Excerpt from trail notebook:
SOLITUDE
In a designated "Wilderness," most of us are surrounded by a cocoon of humanity—even if it is only in the form of signs, regulations, and designated routes. We get a taste of aloneness, a hint of solitude, without the risks of real solitude.
Being truly alone is a different experience, an experience so far removed from day-to-day life most people don’t know they’ve lost it. Short of hauling you out into true solitude and dumping you there, I’m not sure how to explain the experience and the value of it. Discomfort may be part of the experience, but the sweep of the land will be open to you, the way it changes from mountain to high desert to low desert to river canyon. You will pay attention because you have to find your own way.
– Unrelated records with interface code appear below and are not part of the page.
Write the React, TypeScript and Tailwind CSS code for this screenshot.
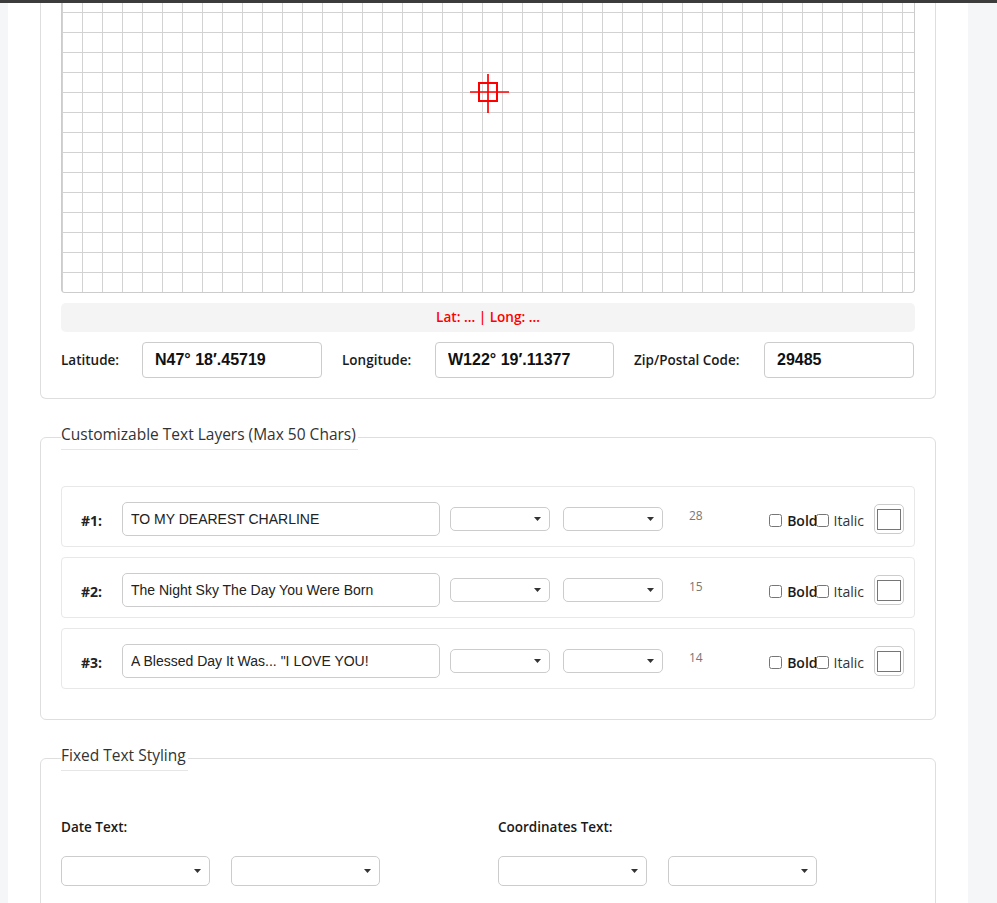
import React from "react";

function Select({ w, h }: { w: string; h: string }) {
  return (
    <div className={`${w} ${h} flex shrink-0 items-center justify-end rounded-[5px] border border-[#cccccc] bg-white pr-[8px]`}>
      <svg width="7" height="4" viewBox="0 0 7 4">
        <path d="M0 0h7L3.5 4z" fill="#333" />
      </svg>
    </div>
  );
}

function Row({ n, text, count }: { n: number; text: string; count: number }) {
  return (
    <div className="flex h-[61px] items-center rounded-[4px] border border-[#e8e8e8] pl-[19px] pr-[10px] pt-[5px]">
      <div className="w-[41px] pt-[3px] text-[14px] font-bold text-[#222]">#{n}:</div>
      <input
        readOnly
        value={text}
        className="h-[34px] w-[318px] rounded-[5px] border border-[#cccccc] px-[8px] font-['Liberation_Sans',Arial,sans-serif] text-[14px] text-[#222] outline-none"
      />
      <div className="ml-[10px]">
        <Select w="w-[100px]" h="h-[24px]" />
      </div>
      <div className="ml-[13px]">
        <Select w="w-[100px]" h="h-[24px]" />
      </div>
      <div className="ml-[26px] -mt-[6px] text-[12px] text-[#777]">{count}</div>
      <div className="ml-auto flex items-center pt-[2px] text-[14px] text-[#333]">
        <label className="flex items-center">
          <input type="checkbox" className="h-[13px] w-[13px]" />
          <span className="-mr-[2px] ml-[5px] font-semibold text-[#1a1a1a]">Bold</span>
        </label>
        <label className="flex items-center">
          <input type="checkbox" className="h-[13px] w-[13px]" />
          <span className="ml-[5px]">Italic</span>
        </label>
        <div className="-mt-[2px] ml-[10px] flex h-[30px] w-[30px] items-center justify-center rounded-[5px] border border-[#cccccc]">
          <div className="h-[21px] w-[24px] border border-[#767676] bg-white" />
        </div>
      </div>
    </div>
  );
}

export default function App() {
  return (
    <div className="min-h-screen bg-[#f5f6f8] font-['Open_Sans',sans-serif] text-[#222]">
      <div className="h-[3px] bg-[#3c3c3c]" />
      <div className="ml-[8px] w-[960px] bg-white px-[32px] pb-[60px]">
        {/* Map card */}
        <div className="rounded-b-[6px] border-x border-b border-[#dedede] px-[20px] pb-[20px]">
          <div className="relative h-[290px] rounded-b-[4px] border-x border-b border-[#cccccc] bg-[linear-gradient(to_right,#d2d2d2_1px,transparent_1px),linear-gradient(to_bottom,#d2d2d2_1px,transparent_1px)] bg-size-[20px_20px] bg-position-[0_9px]">
            <svg
              className="absolute left-[406px] top-[69px]"
              width="42"
              height="42"
              viewBox="0 0 42 42"
            >
              <line x1="20" y1="2" x2="20" y2="41" stroke="#ff0000" strokeWidth="1.7" />
              <line x1="2" y1="20" x2="41" y2="20" stroke="#ff0000" strokeWidth="1.7" />
              <rect x="11" y="11" width="18" height="18" fill="none" stroke="#ff0000" strokeWidth="2" />
            </svg>
          </div>
          <div className="mt-[10px] flex h-[29px] items-center justify-center rounded-[5px] bg-[#f4f4f4] text-[13.6px] font-semibold text-[#ff0000]">
            Lat: ... | Long: ...
          </div>
          <div className="mt-[10px] flex items-center gap-[20px] text-[13.5px] font-semibold text-[#1a1a1a]">
            <div className="flex items-center">
              <div className="w-[81px]">Latitude:</div>
              <input
                readOnly
                value="N47° 18′.45719"
                className="h-[36px] w-[180px] rounded-[4px] border border-[#cccccc] px-[12px] font-['Liberation_Sans',Arial,sans-serif] text-[16px] font-bold text-[#111] outline-none"
              />
            </div>
            <div className="flex items-center">
              <div className="w-[93px]">Longitude:</div>
              <input
                readOnly
                value="W122° 19′.11377"
                className="h-[36px] w-[179px] rounded-[4px] border border-[#cccccc] px-[12px] font-['Liberation_Sans',Arial,sans-serif] text-[16px] font-bold text-[#111] outline-none"
              />
            </div>
            <div className="flex items-center">
              <div className="w-[130px]">Zip/Postal Code:</div>
              <input
                readOnly
                value="29485"
                className="h-[36px] w-[150px] rounded-[4px] border border-[#cccccc] px-[12px] font-['Liberation_Sans',Arial,sans-serif] text-[16px] font-bold text-[#111] outline-none"
              />
            </div>
          </div>
        </div>

        {/* Customizable text layers */}
        <fieldset className="mt-[25px] rounded-[6px] border border-[#dedede] px-[20px] pb-[30px] pt-[36px]">
          <legend className="border-b border-[#e6e6e6] pb-[4px] pr-[2px] text-[15.5px] leading-[21px] text-[#333]">
            Customizable Text Layers (Max 50 Chars)
          </legend>
          <div className="flex flex-col gap-[10px]">
            <Row n={1} text="TO MY DEAREST CHARLINE" count={28} />
            <Row n={2} text="The Night Sky The Day You Were Born" count={15} />
            <Row n={3} text={'A Blessed Day It Was... "I LOVE YOU!'} count={14} />
          </div>
        </fieldset>

        {/* Fixed text styling */}
        <fieldset className="mt-[25px] rounded-[6px] border border-[#dedede] px-[20px] pb-[30px] pt-[46px]">
          <legend className="border-b border-[#e6e6e6] pb-[4px] pr-[2px] text-[15.5px] leading-[21px] text-[#333]">
            Fixed Text Styling
          </legend>
          <div className="grid grid-cols-2 gap-x-[20px]">
            <div>
              <div className="text-[13.5px] font-semibold leading-[20px] text-[#1a1a1a]">Date Text:</div>
              <div className="mt-[19px] flex gap-[21px]">
                <Select w="w-[149px]" h="h-[30px]" />
                <Select w="w-[149px]" h="h-[30px]" />
              </div>
            </div>
            <div>
              <div className="text-[13.5px] font-semibold leading-[20px] text-[#1a1a1a]">Coordinates Text:</div>
              <div className="mt-[19px] flex gap-[21px]">
                <Select w="w-[149px]" h="h-[30px]" />
                <Select w="w-[149px]" h="h-[30px]" />
              </div>
            </div>
          </div>
        </fieldset>
      </div>
    </div>
  );
}
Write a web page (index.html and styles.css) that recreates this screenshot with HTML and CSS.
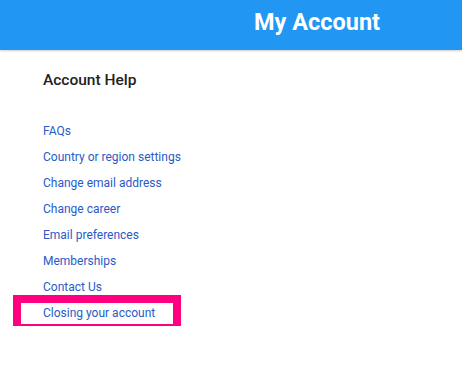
FILE: index.html
```html
<!DOCTYPE html>
<html>
<head>
<meta charset="utf-8">
<link rel="stylesheet" href="styles.css">
</head>
<body>
<header class="topbar">
  <h1 class="title">My Account</h1>
</header>
<main class="content">
  <h2 class="section-title">Account Help</h2>
  <ul class="links">
    <li><a href="#">FAQs</a></li>
    <li><a href="#">Country or region settings</a></li>
    <li><a href="#">Change email address</a></li>
    <li><a href="#">Change career</a></li>
    <li><a href="#">Email preferences</a></li>
    <li><a href="#">Memberships</a></li>
    <li><a href="#">Contact Us</a></li>
    <li class="highlight"><a href="#">Closing your account</a></li>
  </ul>
</main>
</body>
</html>
```

FILE: styles.css
```css
html, body {
  margin: 0;
  padding: 0;
  background: #ffffff;
  font-family: Roboto, "Liberation Sans", Arial, sans-serif;
}

.topbar {
  height: 50px;
  background: #2196f3;
  box-shadow: 0 1px 2px rgba(0, 0, 0, 0.2);
  padding: 7px 0 0 254px;
  box-sizing: border-box;
}

.title {
  margin: 0;
  color: #ffffff;
  font-size: 23.5px;
  font-weight: 700;
  line-height: 30px;
}

.content {
  padding: 20px 0 0 43px;
}

.section-title {
  margin: 0;
  font-size: 15.5px;
  font-weight: 500;
  line-height: 20px;
  color: #222222;
}

.links {
  list-style: none;
  margin: 28px 0 0 0;
  padding: 0;
}

.links li {
  line-height: 26px;
  font-size: 12px;
}

.links a {
  color: #2a5ac8;
  text-decoration: none;
}

.highlight {
  position: relative;
}

.highlight::after {
  content: "";
  position: absolute;
  left: -30px;
  top: -5px;
  width: 168px;
  height: 37px;
  box-sizing: border-box;
  border: 8px solid #ff0080;
  pointer-events: none;
}
```
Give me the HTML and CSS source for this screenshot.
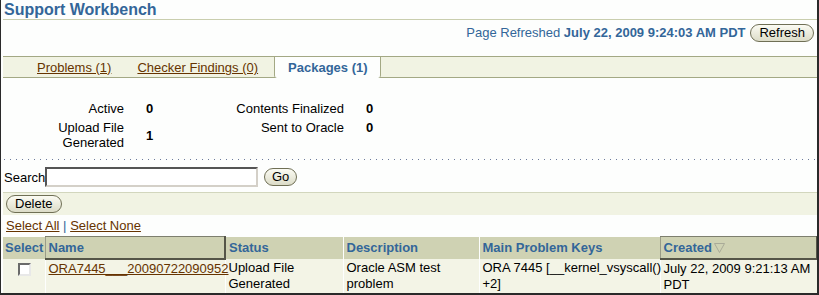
FILE: index.html
```html
<!DOCTYPE html>
<html lang="en">
<head>
    <meta charset="UTF-8">
    <title>Support Workbench</title>
    <link rel="stylesheet" href="styles.css">
</head>
<body>
    <div class="frame">
        <div class="page-title">Support Workbench</div>

        <div class="refresh-row">
            <span class="refreshed">Page Refreshed <b>July 22, 2009 9:24:03 AM PDT</b></span>
            <button class="btn">Refresh</button>
        </div>

        <div class="tabbar">
            <a class="tab" href="#">Problems (1)</a>
            <a class="tab" href="#">Checker Findings (0)</a>
            <span class="tab active">Packages (1)</span>
        </div>

        <div class="summary">
            <span class="lbl">Active</span>
            <span class="val">0</span>
            <span class="lbl">Contents Finalized</span>
            <span class="val">0</span>
            <span class="lbl">Upload File<br>Generated</span>
            <span class="val mid">1</span>
            <span class="lbl">Sent to Oracle</span>
            <span class="val">0</span>
        </div>

        <div class="dots"></div>

        <div class="search-row">
            <label class="search-label">Search</label>
            <input class="search-input" type="text">
            <button class="btn btn-go">Go</button>
        </div>

        <div class="action-band">
            <button class="btn">Delete</button>
        </div>

        <div class="select-links">
            <a href="#">Select All</a> <span class="sep">|</span> <a href="#">Select None</a>
        </div>

        <table class="results">
            <colgroup>
                <col style="width:42px">
                <col style="width:180px">
                <col style="width:118px">
                <col style="width:136px">
                <col style="width:181px">
                <col style="width:157px">
            </colgroup>
            <thead>
                <tr>
                    <th>Select</th>
                    <th class="sorted">Name</th>
                    <th>Status</th>
                    <th>Description</th>
                    <th>Main Problem Keys</th>
                    <th class="sorted">Created<svg class="sort-icon" width="11" height="10" viewBox="0 0 11 10"><polygon points="0.5,0.5 10.5,0.5 5.5,9.5" fill="none" stroke="#a9ab98"/></svg></th>
                </tr>
            </thead>
            <tbody>
                <tr>
                    <td class="check-cell"><span class="checkbox"></span></td>
                    <td><a href="#">ORA7445___20090722090952</a></td>
                    <td>Upload File Generated</td>
                    <td>Oracle ASM test problem</td>
                    <td><span class="nowrap">ORA 7445 [__kernel_vsyscall()</span><wbr>+2]</td>
                    <td>July 22, 2009 9:21:13 AM PDT</td>
                </tr>
            </tbody>
        </table>
    </div>
</body>
</html>
```

FILE: styles.css
```css
body {
    margin: 0;
    padding: 0;
    background-color: #fdfefd;
    font-family: "Liberation Sans", Arial, sans-serif;
    font-size: 13px;
    color: #000;
}

.frame {
    width: 819px;
    height: 295px;
    box-sizing: border-box;
    border-left: 1px solid #2a2a2a;
    border-right: 2px solid #2a2a2a;
    border-bottom: 2px solid #2a2a2a;
    padding-left: 2px;
    overflow: hidden;
}

a {
    color: #663300;
    text-decoration: underline;
}

.page-title {
    height: 19px;
    line-height: 20px;
    padding-left: 1px;
    font-size: 16px;
    font-weight: bold;
    color: #336699;
    border-bottom: 1px solid #c9ceae;
}

.refresh-row {
    display: flex;
    justify-content: flex-end;
    align-items: center;
    gap: 5px;
    height: 19px;
    margin-top: 3px;
    padding-right: 3px;
}

.refreshed {
    color: #336699;
}

.btn {
    font-family: "Liberation Sans", Arial, sans-serif;
    font-size: 13px;
    color: #000;
    height: 18px;
    line-height: 16px;
    padding: 0 8px;
    border: 1px solid #6f6f55;
    border-radius: 9px;
    background: linear-gradient(#fbfbf3, #dcdcc8);
    cursor: pointer;
}

.tabbar {
    display: flex;
    height: 20px;
    margin-top: 14px;
    padding-left: 21px;
    background-color: #f1f3e3;
    border-top: 1px solid #a3a884;
    border-bottom: 1px solid #a3a884;
}

.tab {
    line-height: 21px;
    padding: 0 13px;
}

.tab.active {
    margin-left: 3px;
    margin-bottom: -1px;
    padding: 0 12px 0 13px;
    background-color: #fdfefd;
    border-left: 1px solid #a3a884;
    border-right: 1px solid #a3a884;
    border-radius: 0 0 3px 3px;
    color: #336699;
    font-weight: bold;
}

.summary {
    display: grid;
    grid-template-columns: 121px 60px 160px 40px;
    margin-top: 21px;
    line-height: 15px;
}

.summary .lbl,
.summary .val {
    padding: 2px 0;
}

.summary .lbl {
    text-align: right;
}

.summary .val {
    padding-left: 22px;
    font-weight: bold;
}

.summary .val.mid {
    align-self: center;
}

.dots {
    height: 1px;
    margin-top: 7px;
    background: repeating-linear-gradient(to right, #6d7b9c 0 1px, transparent 1px 6px);
    background-position: 1px 0;
}

.search-row {
    display: flex;
    align-items: center;
    margin-top: 7px;
    height: 20px;
    padding-left: 1px;
}

.search-label {
    width: 41px;
}

.search-input {
    width: 213px;
    height: 20px;
    box-sizing: border-box;
    margin: 0;
    border: 2px solid;
    border-color: #555 #d4d0c8 #d4d0c8 #555;
    background: #fff;
}

.btn-go {
    margin-left: 6px;
    padding: 0 7px;
}

.action-band {
    display: flex;
    align-items: center;
    height: 22px;
    margin-top: 5px;
    padding-left: 3px;
    background-color: #f1f3e3;
    border-top: 1px solid #d2d6bd;
}

.select-links {
    height: 20px;
    line-height: 22px;
    padding-left: 3px;
}

.select-links .sep {
    color: #336699;
}

.results {
    width: 814px;
    table-layout: fixed;
    border-collapse: collapse;
    margin-top: 1px;
}

.results th {
    height: 21px;
    padding: 0 3px;
    background-color: #cfd2b3;
    color: #336699;
    font-weight: bold;
    text-align: left;
    border-left: 1px solid #fdfefd;
    white-space: nowrap;
    overflow: hidden;
}

.results th:first-child {
    border-left: none;
    padding: 0 1px 0 2px;
}

.results th.sorted {
    border-top: 1px solid #7d7f6e;
    border-left: 1px solid #9a9c88;
    border-right: 2px solid #555548;
    border-bottom: 2px solid #555548;
}

.sort-icon {
    margin-left: 2px;
    vertical-align: -1px;
}

.results td {
    height: 32px;
    padding: 1px 1px 0 3px;
    vertical-align: top;
    line-height: 16px;
    background-color: #f3f4e6;
    border-left: 1px solid #fdfefd;
}

.results td:first-child {
    border-left: none;
}

.nowrap {
    white-space: nowrap;
}

.check-cell {
    text-align: center;
}

.checkbox {
    display: inline-block;
    width: 13px;
    height: 13px;
    margin-top: 3px;
    box-sizing: border-box;
    border: 2px solid;
    border-color: #6a6a6a #e8e8e8 #e8e8e8 #6a6a6a;
    background: #fff;
}
```
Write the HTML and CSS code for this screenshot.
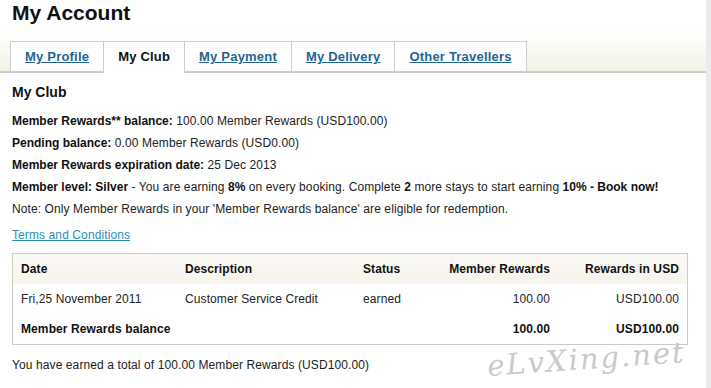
FILE: index.html
```html
<!DOCTYPE html>
<html lang="en">
<head>
    <meta charset="UTF-8">
    <title>My Account</title>
    <link rel="stylesheet" href="styles.css">
</head>
<body>
    <div class="page">
        <h1 class="page-title">My Account</h1>

        <div class="tabs">
            <a class="tab" href="#">My Profile</a>
            <span class="tab active">My Club</span>
            <a class="tab" href="#">My Payment</a>
            <a class="tab" href="#">My Delivery</a>
            <a class="tab" href="#">Other Travellers</a>
        </div>

        <div class="content">
            <h2 class="section-title">My Club</h2>
            <p class="line"><b>Member Rewards** balance:</b> 100.00 Member Rewards (USD100.00)</p>
            <p class="line"><b>Pending balance:</b> 0.00 Member Rewards (USD0.00)</p>
            <p class="line"><b>Member Rewards expiration date:</b> 25 Dec 2013</p>
            <p class="line"><b>Member level: Silver</b> - You are earning <b>8%</b> on every booking. Complete <b>2</b> more stays to start earning <b>10% - Book now!</b></p>
            <p class="line">Note: Only Member Rewards in your 'Member Rewards balance' are eligible for redemption.</p>
            <p class="terms"><a href="#">Terms and Conditions</a></p>

            <table class="rewards">
                <thead>
                    <tr>
                        <th class="col-date">Date</th>
                        <th class="col-desc">Description</th>
                        <th class="col-status">Status</th>
                        <th class="num">Member Rewards</th>
                        <th class="num col-usd">Rewards in USD</th>
                    </tr>
                </thead>
                <tbody>
                    <tr>
                        <td>Fri,25 November 2011</td>
                        <td>Customer Service Credit</td>
                        <td>earned</td>
                        <td class="num">100.00</td>
                        <td class="num">USD100.00</td>
                    </tr>
                    <tr class="total">
                        <td colspan="3">Member Rewards balance</td>
                        <td class="num">100.00</td>
                        <td class="num">USD100.00</td>
                    </tr>
                </tbody>
            </table>

            <p class="earned">You have earned a total of 100.00 Member Rewards (USD100.00)</p>
        </div>

        <div class="watermark">eLvXing.net</div>
    </div>
</body>
</html>
```

FILE: styles.css
```css
body, html {
    margin: 0;
    font-family: "Liberation Sans", Arial, sans-serif;
    background-color: #ebebeb;
    color: #222;
}
.page {
    position: relative;
    width: 706px;
    height: 388px;
    background-color: #fff;
}
.page-title {
    margin: 0;
    padding: 1px 12px 0;
    font-size: 21px;
    line-height: 24px;
    color: #111;
}
.tabs {
    display: flex;
    margin-top: 5px;
    padding: 11px 0 0 10px;
    height: 30px;
    background: linear-gradient(#fff, #f3f2e5);
    border-bottom: 2px solid #cececa;
}
.tab {
    display: block;
    height: 30px;
    line-height: 30px;
    padding: 0 14px;
    margin-right: -1px;
    border: 1px solid #cfcfcf;
    border-bottom: none;
    background-color: #fff;
    font-size: 13px;
    font-weight: bold;
    letter-spacing: 0.2px;
    color: #1f6593;
    text-decoration: underline;
    box-sizing: border-box;
}
.tab.active {
    height: 32px;
    color: #111;
    text-decoration: none;
    margin-bottom: -2px;
    position: relative; /* sits over the bar border */
}
.content {
    padding: 0 12px;
    font-size: 12px;
    letter-spacing: 0.1px;
}
.section-title {
    margin: 10px 0 9px;
    font-size: 14px;
    line-height: 18px;
    letter-spacing: 0;
    color: #111;
}
.line {
    margin: 0;
    line-height: 22px;
}
.line b {
    color: #111;
    letter-spacing: 0;
}
.terms {
    margin: 4px 0 0;
    line-height: 22px;
}
.terms a {
    color: #2c8dbd;
}
.rewards {
    margin-top: 7px;
    width: 676px;
    border: 1px solid #cdcabe;
    border-collapse: collapse;
}
.rewards th,
.rewards td {
    padding: 0 8px;
    height: 30px;
    text-align: left;
    font-size: 12px;
}
.rewards thead tr {
    background: linear-gradient(#fbfaf6, #f5f3ea);
}
.rewards th {
    color: #111;
}
.rewards .num {
    text-align: right;
}
.col-date {
    width: 148px;
}
.col-desc {
    width: 162px;
}
.col-status {
    width: 60px;
}
.col-usd {
    width: 113px;
}
.total td {
    font-weight: bold;
    color: #111;
}
.earned {
    margin: 10px 0 0;
    line-height: 20px;
}
.watermark {
    position: absolute;
    right: 20px;
    bottom: 12px;
    font-family: "DejaVu Serif", serif;
    font-style: italic;
    font-size: 29px;
    line-height: 34px;
    letter-spacing: 2px;
    color: #cacaca;
    transform: rotate(-4deg);
}
```
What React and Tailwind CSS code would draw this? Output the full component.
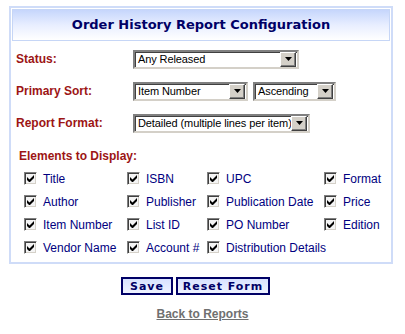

At night, if you turn a slow 360 degrees to look into the dark, there will be no light except from stars and moon. There’ll be no city light reflecting off distant clouds, no truck rumble from a highway, no fellow camper telling you about his new boots. Then something happens that you had forgotten was possible or that you never knew was possible. Your whole self, your idea of yourself, will uncurl like a fist relaxing. A tight fist you didn’t know you were holding loosens, and you can be as big as the emptiness, as small as nothing. You can matter or not; it doesn’t matter. This is a plain thing, as plain as dirt. Not that you can’t come by this feeling some other way, but real solitude may thrust it upon you. That’s the value of solitude. You’re boundless for the time you are there. It’s an ideal state for a creative artist.